▸ **TASK TO CARRY OUT**
Write each line of the material exactly as given, from the top through the line that contains "string; toggle?: boolean;", and omit all pictures.

* Start DATASET EXTRACT *

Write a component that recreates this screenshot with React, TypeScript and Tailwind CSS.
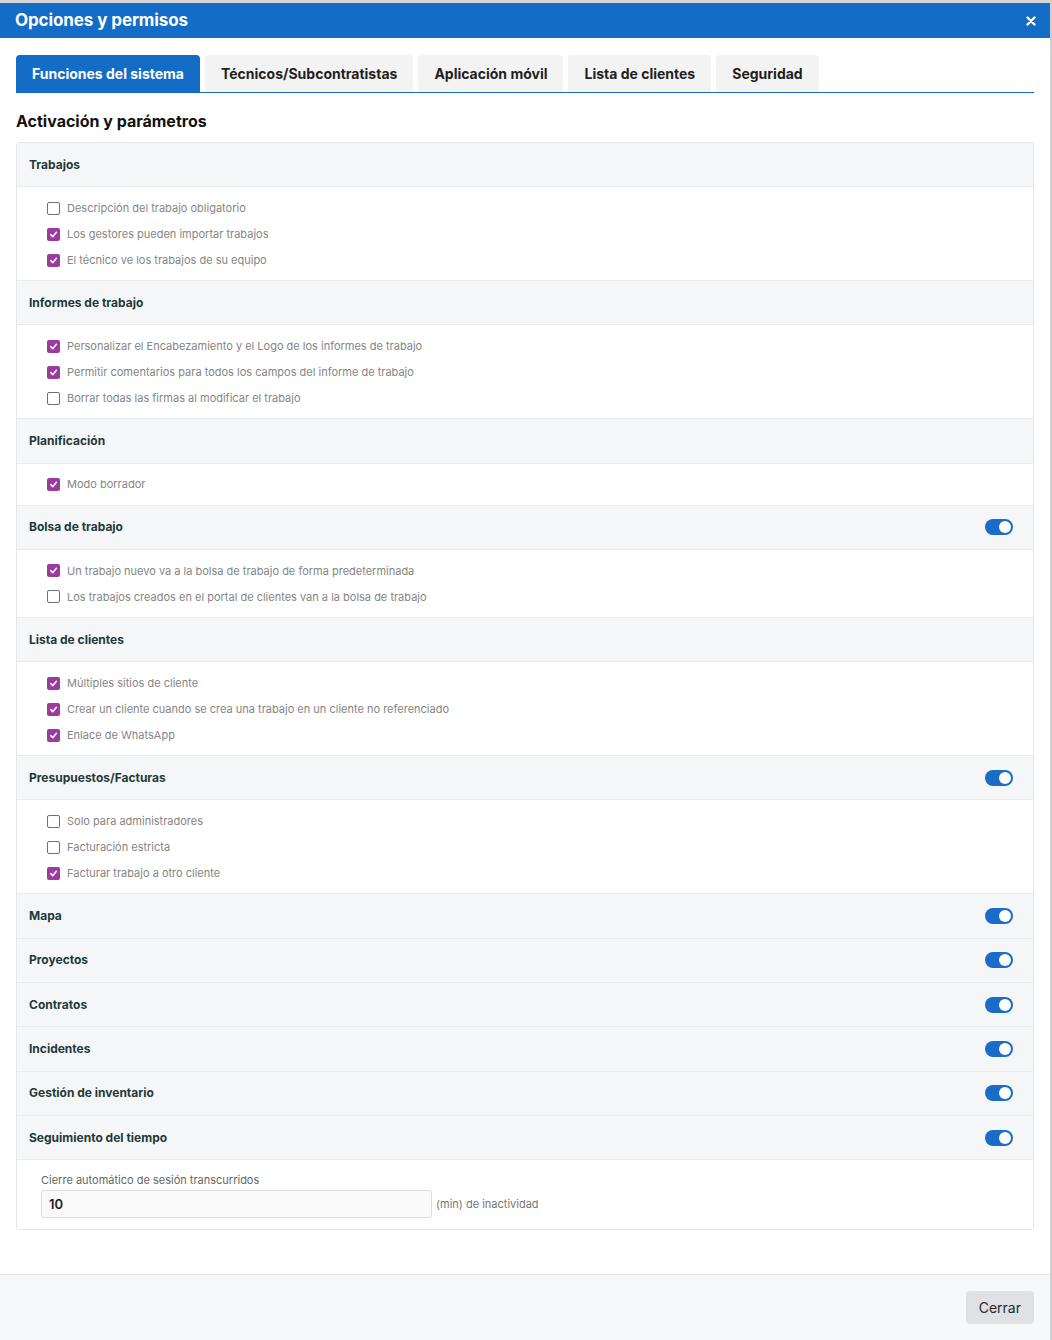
import { useState } from 'react'

type Item = { label: string; checked: boolean }
type Section = { title: string; toggle?: boolean; items?: Item[] }

const SECTIONS: Section[] = [
  {
    title: 'Trabajos',
    items: [
      { label: 'Descripción del trabajo obligatorio', checked: false },
      { label: 'Los gestores pueden importar trabajos', checked: true },
      { label: 'El técnico ve los trabajos de su equipo', checked: true },
    ],
  },
  {
    title: 'Informes de trabajo',
    items: [
      { label: 'Personalizar el Encabezamiento y el Logo de los informes de trabajo', checked: true },
      { label: 'Permitir comentarios para todos los campos del informe de trabajo', checked: true },
      { label: 'Borrar todas las firmas al modificar el trabajo', checked: false },
    ],
  },
  {
    title: 'Planificación',
    items: [{ label: 'Modo borrador', checked: true }],
  },
  {
    title: 'Bolsa de trabajo',
    toggle: true,
    items: [
      { label: 'Un trabajo nuevo va a la bolsa de trabajo de forma predeterminada', checked: true },
      { label: 'Los trabajos creados en el portal de clientes van a la bolsa de trabajo', checked: false },
    ],
  },
  {
    title: 'Lista de clientes',
    items: [
      { label: 'Múltiples sitios de cliente', checked: true },
      { label: 'Crear un cliente cuando se crea una trabajo en un cliente no referenciado', checked: true },
      { label: 'Enlace de WhatsApp', checked: true },
    ],
  },
  {
    title: 'Presupuestos/Facturas',
    toggle: true,
    items: [
      { label: 'Solo para administradores', checked: false },
      { label: 'Facturación estricta', checked: false },
      { label: 'Facturar trabajo a otro cliente', checked: true },
    ],
  },
  { title: 'Mapa', toggle: true },
  { title: 'Proyectos', toggle: true },
  { title: 'Contratos', toggle: true },
  { title: 'Incidentes', toggle: true },
  { title: 'Gestión de inventario', toggle: true },
  { title: 'Seguimiento del tiempo', toggle: true },
]

const TABS = [
  'Funciones del sistema',
  'Técnicos/Subcontratistas',
  'Aplicación móvil',
  'Lista de clientes',
  'Seguridad',
]

function Checkbox({ checked }: { checked: boolean }) {
  return checked ? (
    <span className="w-[13px] h-[13px] rounded-[2px] bg-[#9b3a9f] flex items-center justify-center shrink-0">
      <svg width="9" height="9" viewBox="0 0 10 10" fill="none">
        <path d="M2 5.2L4.2 7.4L8.2 2.6" stroke="white" strokeWidth="1.8"
              strokeLinecap="round" strokeLinejoin="round"/>
      </svg>
    </span>
  ) : (
    <span className="w-[13px] h-[13px] rounded-[2px] border border-[#6f6f6f] bg-white shrink-0"/>
  )
}

function Toggle() {
  return (
    <span className="w-[28px] h-[16px] rounded-full bg-[#1a6cc8] flex items-center justify-end pr-[2px]">
      <span className="w-[12px] h-[12px] rounded-full bg-white"/>
    </span>
  )
}

export default function App() {
  const [tab] = useState(0)

  return (
    <div className="flex w-[1052px] min-h-[1340px] bg-[#cfcfcf]"
         style={{ fontFamily: 'Inter, "Liberation Sans", sans-serif' }}>
      <div className="w-[1050px] bg-white flex flex-col">

        {/* Title bar */}
        <div className="h-[3px] bg-[#d6d6d6]"/>
        <div className="h-[35px] bg-[#136cc6] flex items-center justify-between pl-[15px] pr-[14px]">
          <span className="text-white font-bold text-[17px] tracking-[-0.1px] pt-[1px]">
            Opciones y permisos
          </span>
          <svg width="10" height="10" viewBox="0 0 10 10">
            <path d="M1.5 1.5L8.5 8.5M8.5 1.5L1.5 8.5" stroke="white"
                  strokeWidth="2.4" strokeLinecap="round"/>
          </svg>
        </div>

        {/* Body */}
        <div className="px-4 pt-[17px] pb-[44px] flex-1">
          <div className="flex gap-[5px] border-b border-[#136cc6]">
            {TABS.map((t, i) => (
              <div
                key={t}
                className={`h-[37px] px-4 flex items-center rounded-t-[4px] text-[14px] font-bold
                  ${i === tab ? 'bg-[#136cc6] text-white' : 'bg-[#f3f3f3] text-[#1f1f1f]'}`}
              >
                {t}
              </div>
            ))}
          </div>

          <h2 className="text-[16px] font-bold text-[#111] mt-[17px] mb-[10px] leading-[22px]">
            Activación y parámetros
          </h2>

          <div className="border border-[#e4e6e9] rounded-[3px] overflow-hidden">
            {SECTIONS.map((s, si) => (
              <div key={s.title}>
                <div className={`bg-[#f5f6f8] flex items-center justify-between pl-[12px] pr-[20px]
                  ${si > 0 ? 'h-[44.3px] border-t border-[#e9ebee]' : 'h-[43px]'}`}>
                  <span className="text-[12px] font-bold text-[#1f3938]">{s.title}</span>
                  {s.toggle && <Toggle/>}
                </div>
                {s.items && (
                  <div className="border-t border-[#e9ebee] bg-white pt-[8px] pb-[7px] pl-[30px]">
                    {s.items.map(it => (
                      <div key={it.label} className="h-[26px] flex items-center gap-[7px]">
                        <Checkbox checked={it.checked}/>
                        <span className="text-[11px] text-[#858585]">{it.label}</span>
                      </div>
                    ))}
                  </div>
                )}
              </div>
            ))}

            {/* Auto logout */}
            <div className="border-t border-[#e9ebee] bg-white pt-[13px] pb-[11px] pl-[24px]">
              <div className="text-[11px] text-[#666] leading-[15px]">
                Cierre automático de sesión transcurridos
              </div>
              <div className="flex items-center gap-[4px] mt-[2px]">
                <div className="w-[391px] h-[28px] bg-[#fafafa] border border-[#dcdcdc] rounded-[3px]
                                flex items-center px-[7px] text-[13px] font-semibold text-[#222]">
                  10
                </div>
                <span className="text-[11px] text-[#777]">(min) de inactividad</span>
              </div>
            </div>
          </div>
        </div>

        {/* Footer */}
        <div className="h-[66px] bg-[#f7f8fa] border-t border-[#e3e5e8] flex items-center justify-end px-4">
          <button className="h-[33px] px-[13px] rounded-[4px] bg-[#dfe1e5] text-[14px] text-[#2a2a2a]">
            Cerrar
          </button>
        </div>
      </div>
    </div>
  )
}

* End DATASET EXTRACT *

▸ **ANSWER BELOW**
Write a component that recreates this screenshot with React, TypeScript and Tailwind CSS.
import { useState } from 'react'

type Item = { label: string; checked: boolean }
type Section = { title: string; toggle?: boolean; items?: Item[] }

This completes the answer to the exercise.